• [Direction]: Give again, verbatim, the lines between the line that contains "Rebuild this screenshot" and the line that contains "string; value?: string", counting both ends. Pictures are excluded from the copy.
------------------------------
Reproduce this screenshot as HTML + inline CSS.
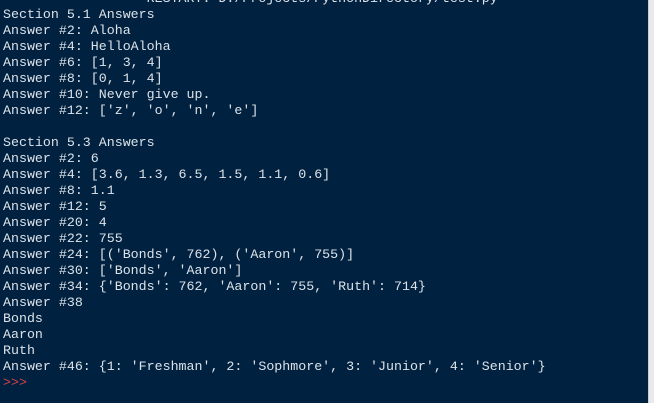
<!DOCTYPE html>
<html><head><style>
html,body{margin:0;padding:0;width:654px;height:403px;overflow:hidden;background:#002240;}
pre{position:absolute;left:3px;top:-9px;margin:0;font-family:"Liberation Mono",monospace;font-size:13.3px;line-height:16px;color:#dde2e8;}
.r{color:#d9414a;}
.sb{position:absolute;left:648px;top:0;width:6px;height:403px;background:#e9e9ed;border-left:1px solid #c8ccd4;}
</style></head><body>
<pre>                  RESTART: D:/Projects/PythonDirectory/test.py
Section 5.1 Answers
Answer #2: Aloha
Answer #4: HelloAloha
Answer #6: [1, 3, 4]
Answer #8: [0, 1, 4]
Answer #10: Never give up.
Answer #12: ['z', 'o', 'n', 'e']

Section 5.3 Answers
Answer #2: 6
Answer #4: [3.6, 1.3, 6.5, 1.5, 1.1, 0.6]
Answer #8: 1.1
Answer #12: 5
Answer #20: 4
Answer #22: 755
Answer #24: [('Bonds', 762), ('Aaron', 755)]
Answer #30: ['Bonds', 'Aaron']
Answer #34: {'Bonds': 762, 'Aaron': 755, 'Ruth': 714}
Answer #38
Bonds
Aaron
Ruth
Answer #46: {1: 'Freshman', 2: 'Sophmore', 3: 'Junior', 4: 'Senior'}
<span class="r">&gt;&gt;&gt;</span></pre>
<div class="sb"></div>
</body></html>
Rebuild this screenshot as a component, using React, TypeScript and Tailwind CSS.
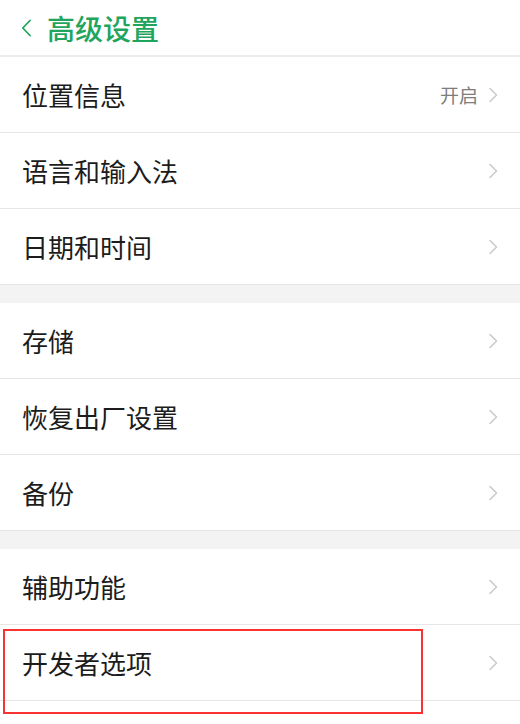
import { ReactNode } from "react";

type Item = { label: string; value?: string };

const GROUPS: Item[][] = [
  [{ label: "位置信息", value: "开启" }, { label: "语言和输入法" }, { label: "日期和时间" }],
  [{ label: "存储" }, { label: "恢复出厂设置" }, { label: "备份" }],
  [{ label: "辅助功能" }, { label: "开发者选项" }],
];

function Chevron() {
  return (
    <svg width="10" height="16" viewBox="0 0 10 16" fill="none" className="shrink-0">
      <path d="M2 1.5 L8.5 8 L2 14.5" stroke="#c9c9c9" strokeWidth="1.5" strokeLinecap="round" strokeLinejoin="round" />
    </svg>
  );
}

function Row({ item, highlight }: { item: Item; highlight?: boolean }): ReactNode {
  return (
    <div className="relative flex h-[76px] items-center border-b border-[#e6e6e6] pl-[22px] pr-[22px]">
      <span className="flex-1 text-[26px] leading-none text-[#1c1c1c]">{item.label}</span>
      {item.value && <span className="mr-[10px] text-[19px] leading-none text-[#7d7d7d]">{item.value}</span>}
      <Chevron />
      {highlight && (
        <div className="absolute left-[3px] top-[4px] h-[85px] w-[420px] border-2 border-[#fa3232]" />
      )}
    </div>
  );
}

export default function App() {
  return (
    <div
      className="min-h-[724px] w-[520px] bg-white"
      style={{ fontFamily: '"Noto Sans CJK SC", "Noto Sans", sans-serif' }}
    >
      <header className="flex h-[57px] items-center border-b-2 border-[#ececec] pl-[21px]">
        <svg width="11" height="18" viewBox="0 0 11 18" fill="none">
          <path d="M9 1.5 L1.8 9 L9 16.5" stroke="#1fa55d" strokeWidth="1.8" strokeLinecap="round" strokeLinejoin="round" />
        </svg>
        <h1 className="ml-[15px] text-[28px] font-medium leading-none text-[#1fa55d]">高级设置</h1>
      </header>
      {GROUPS.map((group, gi) => (
        <div key={gi}>
          {gi > 0 && <div className="h-[18px] bg-[#f3f3f3]" />}
          {group.map((item) => (
            <Row key={item.label} item={item} highlight={item.label === "开发者选项"} />
          ))}
        </div>
      ))}
    </div>
  );
}
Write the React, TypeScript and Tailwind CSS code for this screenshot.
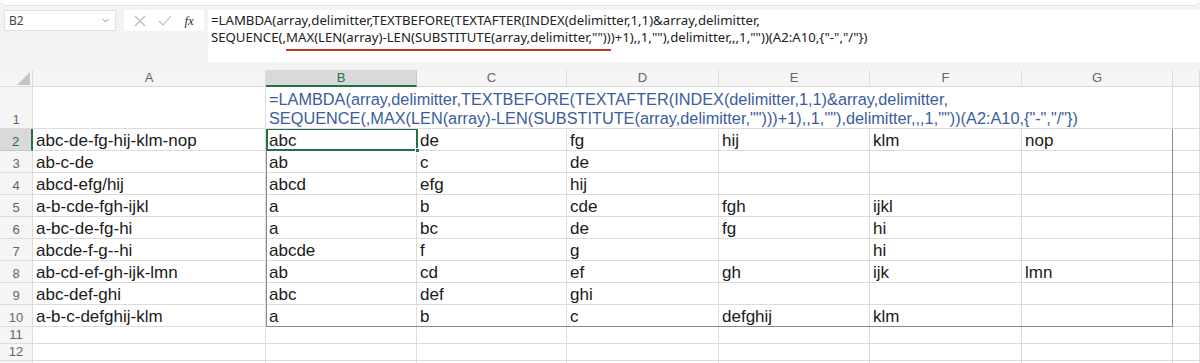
import { ChevronDown } from 'lucide-react';

const cols = ['A', 'B', 'C', 'D', 'E', 'F', 'G', ''];

const data: [string, string[]][] = [
  ['abc-de-fg-hij-klm-nop', ['abc', 'de', 'fg', 'hij', 'klm', 'nop']],
  ['ab-c-de', ['ab', 'c', 'de', '', '', '']],
  ['abcd-efg/hij', ['abcd', 'efg', 'hij', '', '', '']],
  ['a-b-cde-fgh-ijkl', ['a', 'b', 'cde', 'fgh', 'ijkl', '']],
  ['a-bc-de-fg-hi', ['a', 'bc', 'de', 'fg', 'hi', '']],
  ['abcde-f-g--hi', ['abcde', 'f', 'g', '', 'hi', '']],
  ['ab-cd-ef-gh-ijk-lmn', ['ab', 'cd', 'ef', 'gh', 'ijk', 'lmn']],
  ['abc-def-ghi', ['abc', 'def', 'ghi', '', '', '']],
  ['a-b-c-defghij-klm', ['a', 'b', 'c', 'defghij', 'klm', '']],
];

const line1 = '=LAMBDA(array,delimitter,TEXTBEFORE(TEXTAFTER(INDEX(delimitter,1,1)&array,delimitter,';
const line2a = 'SEQUENCE(,';
const line2b = 'MAX(LEN(array)-LEN(SUBSTITUTE(array,delimitter,""))';
const line2c = ')+1),,1,""),delimitter,,,1,""))(A2:A10,{"-","/"})';

const cell = 'border-r border-b border-[#dcdcdc] px-[3px] flex items-end text-[17px] leading-[19px] text-[#1a1a1a] whitespace-nowrap overflow-hidden';

function RowHead({ n, active }: { n?: number; active?: boolean }) {
  return (
    <div
      className={
        active
          ? 'bg-[#d9d9d9] border-b border-[#c8c8c8] border-r-2 border-r-[#217346] flex items-end justify-center text-[13px] leading-[16px] text-[#217346]'
          : 'bg-[#f5f5f5] border-b border-r border-[#dcdcdc] flex items-end justify-center text-[13px] leading-[16px] text-[#666]'
      }
    >
      {n}
    </div>
  );
}

export default function App() {
  return (
    <div className="w-[1200px] h-[363px] overflow-hidden bg-[#f3f3f3] font-['Liberation_Sans',Arial,sans-serif]">
      <div className="h-[6px] bg-white rounded-b-[6px] border-b border-[#e3e3e3]" />
      <div className="flex h-[56px] pt-[4px] pl-[4px]">
        <div className="w-[112px] h-[21px] bg-white border border-[#e1e1e1] flex items-center justify-between px-[4px] text-[12px] text-[#444] font-['Noto_Sans',sans-serif]">
          <span>B2</span>
          <ChevronDown size={11} strokeWidth={1.5} className="text-[#666]" />
        </div>
        <div className="ml-[8px] w-[80px] h-[21px] bg-white flex items-center justify-around px-[4px]">
          <svg width="12" height="12" viewBox="0 0 12 12">
            <path d="M1 1 L11 11 M11 1 L1 11" stroke="#b8b8b8" strokeWidth="1.1" fill="none" />
          </svg>
          <svg width="14" height="12" viewBox="0 0 14 12">
            <path d="M1 6 L5 10 L13 1" stroke="#b8b8b8" strokeWidth="1.1" fill="none" />
          </svg>
          <span className="text-[13px] italic text-[#333] font-['Liberation_Serif',serif]">fx</span>
        </div>
        <div className="ml-[4px] flex-1 h-[52px] bg-white pl-[3px] pt-[2px] text-[13.2px] leading-[17px] text-[#222] font-['Noto_Sans',sans-serif] whitespace-nowrap">
          <div>{line1}</div>
          <div>
            {line2a}
            <span className="relative">
              {line2b}
              <span className="absolute left-0 right-0 bottom-[-5px] h-[2px] bg-[#c0392b]" />
            </span>
            {line2c}
          </div>
        </div>
      </div>
      <div className="h-[8px]" />
      <div className="relative bg-white grid grid-cols-[33px_233px_151px_150px_152px_151px_152px_151px_1fr] grid-rows-[17px_42px_repeat(9,22px)_17px_17px_17px]">
        {/* header row */}
        <div className="bg-[#f5f5f5] border-b border-r border-[#dcdcdc] flex items-end justify-end pr-[2px] pb-[1px]">
          <div className="w-0 h-0 border-l-[13px] border-l-transparent border-b-[13px] border-b-[#c4c4c4]" />
        </div>
        {cols.map((c, i) =>
          c === 'B' ? (
            <div key={i} className="bg-[#d9d9d9] border-b-2 border-b-[#217346] border-r border-[#c8c8c8] flex items-center justify-center text-[13px] text-[#217346]">
              {c}
            </div>
          ) : (
            <div key={i} className="bg-[#f5f5f5] border-b border-r border-[#dcdcdc] flex items-center justify-center text-[13px] text-[#666]">
              {c}
            </div>
          )
        )}

        {/* row 1 */}
        <RowHead n={1} />
        <div className={cell} />
        <div className="col-span-6 border-r border-b border-[#dcdcdc] px-[3px] flex flex-col justify-end text-[16.3px] leading-[19px] text-[#3b5c9e] whitespace-nowrap overflow-visible z-10">
          <div>{line1}</div>
          <div>{line2a + line2b + line2c}</div>
        </div>
        <div className={cell} />

        {data.map(([src, parts], r) => (
          <div key={r} className="contents">
            <RowHead n={r + 2} active={r === 0} />
            <div className={cell}>{src}</div>
            {parts.map((p, j) => (
              <div key={j} className={cell}>
                {p}
              </div>
            ))}
            <div className={cell} />
          </div>
        ))}

        {[11, 12, undefined].map((n, k) => (
          <div key={k} className="contents">
            <RowHead n={n} />
            {cols.map((_, j) => (
              <div key={j} className={cell} />
            ))}
          </div>
        ))}

        {/* spill range outline */}
        <div className="absolute left-[266px] top-[58px] w-[907px] h-[199px] border border-[#7d8f96] pointer-events-none" />
        {/* active cell */}
        <div className="absolute left-[266px] top-[58px] w-[152px] h-[23px] border-2 border-[#217346] pointer-events-none">
          <div className="absolute right-[-4px] bottom-[-4px] w-[5px] h-[5px] bg-[#217346] border border-white" />
        </div>
      </div>
    </div>
  );
}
------------------------------
• [Finished task]:
Rebuild this screenshot as a component, using React, TypeScript and Tailwind CSS.
import { ReactNode } from "react";

type Item = { label: string; value?: string };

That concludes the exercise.